Reputation: 997
I want to convert tuple data in pyspark dataframe into rows based on the two keys. Given is the raw data and expected output.
Schema:
root
|-- key_1: string (nullable = true)
|-- key_2: string (nullable = true)
|-- prod: string (nullable = true)
Raw data:
key_1|key_2|prod
cust1|order1|(p1,p2,)
cust2|order2|(p1,p2,p3)
cust3|order3|(p1,)
Expected output:
key_1|key_2|prod|category
cust1|order1|p1
cust1|order1|p2
cust1|order1|
cust2|order2|p1
cust2|order2|p2
cust2|order2|p3
cust3|order3|p1
cust3|order3|
Upvotes: 0
Views: 1299
Reputation: 1005
Spark has a function called explode
, allow use to explode list/array in one row to multiple rows, suite your requirement exactly.
But according to your schema, we have to add one more step, convert prod string column to array type
Sample code to convert type
from pyspark.sql.functions import explode
from pyspark.sql.functions import udf
from pyspark.sql.types import ArrayType, StringType
def squared(s):
# udf function, convert string (p1,p2,p3) to array [p1, p2, p3]
items = s[1:-2] # Not sure it is correct with your data, please double check
return items.split(',')
# Register udf
squared_udf = udf(squared, ArrayType(StringType()))
# Apply udf to conver prod string to real array
df_2 = df.withColumn('prod_list', squared_udf('prod'))
# Explode prod_list
df_2.select(df.key_1, df.key_2, explode(df_2.prod_list)).show()

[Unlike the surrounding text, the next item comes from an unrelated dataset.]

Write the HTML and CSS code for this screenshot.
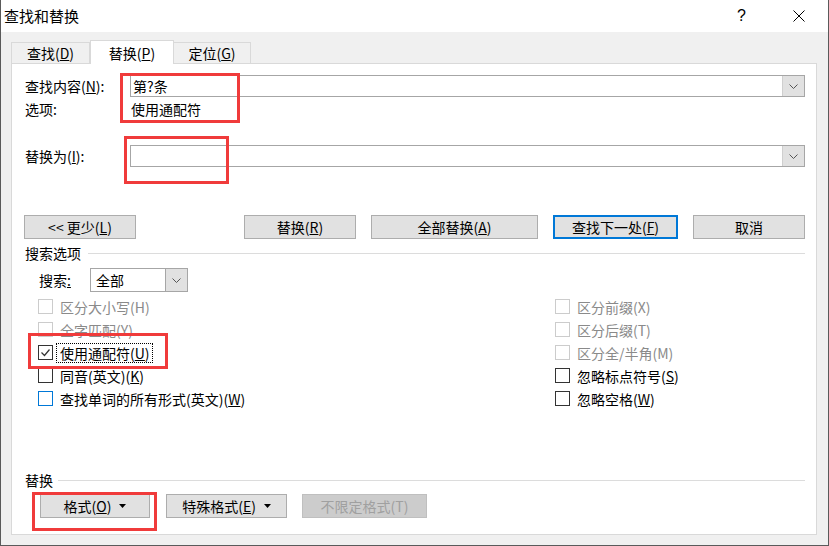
FILE: index.html
```html
<!DOCTYPE html>
<html lang="zh-CN">
<head>
<meta charset="utf-8">
<title>查找和替换</title>
<link rel="stylesheet" href="styles.css">
</head>
<body>
<div class="window">
  <div class="titlebar">
    <span class="title">查找和替换</span>
    <span class="help">?</span>
    <span class="close"><svg width="12" height="12" viewBox="0 0 12 12"><path d="M0.5 0.5 L11.5 11.5 M11.5 0.5 L0.5 11.5" stroke="#000" stroke-width="1" fill="none"/></svg></span>
  </div>
  <div class="tabs">
    <div class="tab">查找(<u>D</u>)</div>
    <div class="tab active">替换(<u>P</u>)</div>
    <div class="tab">定位(<u>G</u>)</div>
  </div>
  <div class="panel">
    <div class="row row-find">
      <span class="label">查找内容(<u>N</u>):</span>
      <div class="combo">
        <span class="val">第?条</span>
        <span class="dd"><svg width="9" height="5" viewBox="0 0 9 5"><path d="M0.5 0.5 L4.5 4.5 L8.5 0.5" stroke="#555" fill="none"/></svg></span>
      </div>
    </div>
    <div class="row row-opt">
      <span class="label">选项:</span>
      <span class="optval">使用通配符</span>
    </div>
    <div class="row row-repl">
      <span class="label">替换为(<u>I</u>):</span>
      <div class="combo">
        <span class="val"></span>
        <span class="dd"><svg width="9" height="5" viewBox="0 0 9 5"><path d="M0.5 0.5 L4.5 4.5 L8.5 0.5" stroke="#555" fill="none"/></svg></span>
      </div>
    </div>
    <div class="btnrow">
      <div class="btn b-less">&lt;&lt; 更少(<u>L</u>)</div>
      <div class="btn b-repl">替换(<u>R</u>)</div>
      <div class="btn b-all">全部替换(<u>A</u>)</div>
      <div class="btn b-next">查找下一处(<u>F</u>)</div>
      <div class="btn b-cancel">取消</div>
    </div>
    <div class="group g-search">
      <span>搜索选项</span><span class="line"></span>
    </div>
    <div class="searchrow">
      <span class="slabel">搜索<u>:</u></span>
      <div class="select">
        <span class="val">全部</span>
        <span class="dd"><svg width="9" height="5" viewBox="0 0 9 5"><path d="M0.5 0.5 L4.5 4.5 L8.5 0.5" stroke="#555" fill="none"/></svg></span>
      </div>
    </div>
    <div class="checks">
      <div class="col">
        <div class="chk dis"><span class="cb"></span><span>区分大小写(H)</span></div>
        <div class="chk dis"><span class="cb"></span><span>全字匹配(Y)</span></div>
        <div class="chk"><span class="cb"><svg width="13" height="13" viewBox="0 0 13 13"><path d="M2.5 6.5 L5.5 9.5 L10.5 3.5" stroke="#333" stroke-width="1.2" fill="none"/></svg></span><span class="focus">使用通配符(<u>U</u>)</span></div>
        <div class="chk"><span class="cb"></span><span>同音(英文)(<u>K</u>)</span></div>
        <div class="chk"><span class="cb blue"></span><span>查找单词的所有形式(英文)(<u>W</u>)</span></div>
      </div>
      <div class="col">
        <div class="chk dis"><span class="cb"></span><span>区分前缀(X)</span></div>
        <div class="chk dis"><span class="cb"></span><span>区分后缀(T)</span></div>
        <div class="chk dis"><span class="cb"></span><span>区分全/半角(M)</span></div>
        <div class="chk"><span class="cb"></span><span>忽略标点符号(<u>S</u>)</span></div>
        <div class="chk"><span class="cb"></span><span>忽略空格(<u>W</u>)</span></div>
      </div>
    </div>
    <div class="group g-repl">
      <span>替换</span><span class="line"></span>
    </div>
    <div class="bottomrow">
      <div class="btn b-fmt">格式(<u>O</u>)<svg class="tri" width="7" height="4" viewBox="0 0 7 4"><path d="M0 0 L7 0 L3.5 4 Z" fill="#000"/></svg></div>
      <div class="btn b-special">特殊格式(<u>E</u>)<svg class="tri" width="7" height="4" viewBox="0 0 7 4"><path d="M0 0 L7 0 L3.5 4 Z" fill="#000"/></svg></div>
      <div class="btn b-nofmt">不限定格式(T)</div>
    </div>
  </div>
  <div class="mark m1"></div>
  <div class="mark m2"></div>
  <div class="mark m3"></div>
  <div class="mark m4"></div>
</div>
</body>
</html>
```

FILE: styles.css
```css
html, body {
  margin: 0;
  padding: 0;
}
body {
  font-family: "Noto Sans CJK SC", "Noto Sans", sans-serif;
  font-size: 14px;
  color: #000;
}
u {
  text-decoration: underline;
  text-underline-offset: 1px;
}
.window {
  position: relative;
  width: 829px;
  height: 546px;
  box-sizing: border-box;
  background: #f0f0f0;
  border-left: 1px solid #5a5a5a;
  border-right: 1px solid #5a5a5a;
  border-bottom: 1px solid #5a5a5a;
}
.titlebar {
  height: 32px;
  background: #fff;
  display: flex;
  align-items: center;
  padding: 0 23px 0 3px;
  box-sizing: border-box;
}
.title {
  flex: 1;
  font-size: 15px;
  line-height: 20px;
}
.help {
  font-family: "Liberation Sans", sans-serif;
  font-size: 16px;
  line-height: 20px;
  width: 10px;
  margin-right: 46px;
}
.close {
  display: flex;
  width: 12px;
  height: 12px;
}
.tabs {
  height: 31px;
  display: flex;
  align-items: flex-end;
  padding-left: 10px;
}
.tab {
  height: 21px;
  box-sizing: border-box;
  border: 1px solid #d9d9d9;
  border-bottom: none;
  background: #f0f0f0;
  display: flex;
  align-items: center;
  justify-content: center;
  line-height: 18px;
  width: 79px;
}
.tab + .tab {
  border-left: none;
}
.tab.active {
  width: 84px;
  height: 24px;
  background: #fff;
  margin-bottom: -1px;
  position: relative;
  z-index: 1;
  border-left: 1px solid #d9d9d9;
}
.tab.active + .tab {
  width: 77px;
}
.panel {
  margin-left: 10px;
  width: 806px;
  height: 472px;
  box-sizing: border-box;
  border: 1px solid #d9d9d9;
  background: #fff;
  padding: 0 11px 0 13px;
}
.row {
  display: flex;
  align-items: center;
  height: 22px;
}
.row-find {
  margin-top: 11px;
}
.row-opt {
  margin-top: 1px;
}
.row-repl {
  margin-top: 25px;
}
.label {
  width: 105px;
  line-height: 22px;
  white-space: nowrap;
}
.optval {
  padding-left: 1px;
  line-height: 22px;
}
.combo {
  width: 675px;
  height: 22px;
  box-sizing: border-box;
  border: 1px solid #a6a6a6;
  display: flex;
}
.combo .val, .select .val {
  flex: 1;
  padding-left: 2px;
  line-height: 20px;
}
.dd {
  width: 21px;
  background: #e1e1e1;
  border-left: 1px solid #cfcfcf;
  display: flex;
  align-items: center;
  justify-content: center;
}
.btnrow {
  margin-top: 48px;
  display: flex;
  height: 24px;
}
.btn {
  height: 24px;
  box-sizing: border-box;
  border: 1px solid #adadad;
  background: #e1e1e1;
  display: flex;
  align-items: center;
  justify-content: center;
  line-height: 20px;
  white-space: nowrap;
}
.b-less {
  width: 112px;
  margin-left: -1px;
}
.b-repl {
  width: 112px;
  margin-left: auto;
}
.b-all {
  width: 167px;
  margin-left: 15px;
}
.b-next {
  width: 125px;
  margin-left: 15px;
  border: 2px solid #0078d7;
}
.b-cancel {
  width: 112px;
  margin-left: 15px;
}
.group {
  display: flex;
  align-items: center;
  gap: 7px;
  height: 18px;
  line-height: 18px;
}
.group .line {
  flex: 1;
  height: 1px;
  background: #dcdcdc;
}
.g-search {
  margin-top: 5px;
}
.g-repl {
  margin-top: 61px;
  gap: 5px;
}
.searchrow {
  margin-top: 6px;
  height: 24px;
  display: flex;
  align-items: center;
  padding-left: 14px;
}
.slabel {
  width: 51px;
  line-height: 20px;
}
.select {
  width: 98px;
  height: 24px;
  box-sizing: border-box;
  border: 1px solid #a6a6a6;
  display: flex;
}
.select .val {
  padding-left: 5px;
  line-height: 22px;
}
.select .dd {
  border-left: 1px solid #a6a6a6;
}
.checks {
  margin-top: 3px;
  padding-left: 13px;
  display: grid;
  grid-template-columns: 517px 1fr;
}
.chk {
  height: 23px;
  display: flex;
  align-items: center;
  gap: 7px;
  white-space: nowrap;
  line-height: 18px;
}
.cb {
  width: 15px;
  height: 15px;
  box-sizing: border-box;
  border: 1px solid #333;
  background: #fff;
  display: flex;
  align-items: center;
  justify-content: center;
}
.chk.dis {
  color: #8a8a8a;
}
.chk.dis .cb {
  border-color: #cccccc;
}
.cb.blue {
  border-color: #0078d7;
}
.focus {
  outline: 1px dotted #000;
  outline-offset: 0;
  margin-left: -3px;
  padding: 0 2px 0 3px;
}
.bottomrow {
  margin-top: 5px;
  padding-left: 15px;
  display: flex;
  gap: 16px;
}
.b-fmt {
  width: 110px;
}
.b-special {
  width: 121px;
  margin-left: 0;
}
.b-nofmt {
  width: 125px;
  margin-left: -1px;
  background: #cccccc;
  border-color: #bfbfbf;
  color: #a0a0a0;
}
.tri {
  margin-left: 8px;
}
.mark {
  position: absolute;
  border: 3px solid #f03b3b;
  box-sizing: border-box;
}
.m1 {
  left: 119px;
  top: 73px;
  width: 120px;
  height: 50px;
}
.m2 {
  left: 123px;
  top: 136px;
  width: 105px;
  height: 48px;
}
.m3 {
  left: 27px;
  top: 333px;
  width: 140px;
  height: 36px;
}
.m4 {
  left: 31px;
  top: 492px;
  width: 125px;
  height: 39px;
}
```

I have tested and the result is
+-----+------+---+
|key_1| key_2|col|
+-----+------+---+
|cust1|order1| p1|
|cust1|order1| p2|
|cust2|order2| p1|
|cust2|order2| p2|
|cust2|order2| p3|
|cust3|order3| p1|
+-----+------+---+
with sample data
data = [
{'key_1': 'cust1', 'key_2': 'order1', 'prod': '(p1,p2,)'},
{'key_1': 'cust2', 'key_2': 'order2', 'prod': '(p1,p2,p3,)'},
{'key_1': 'cust3', 'key_2': 'order3', 'prod': '(p1,)'},
]
Upvotes: 1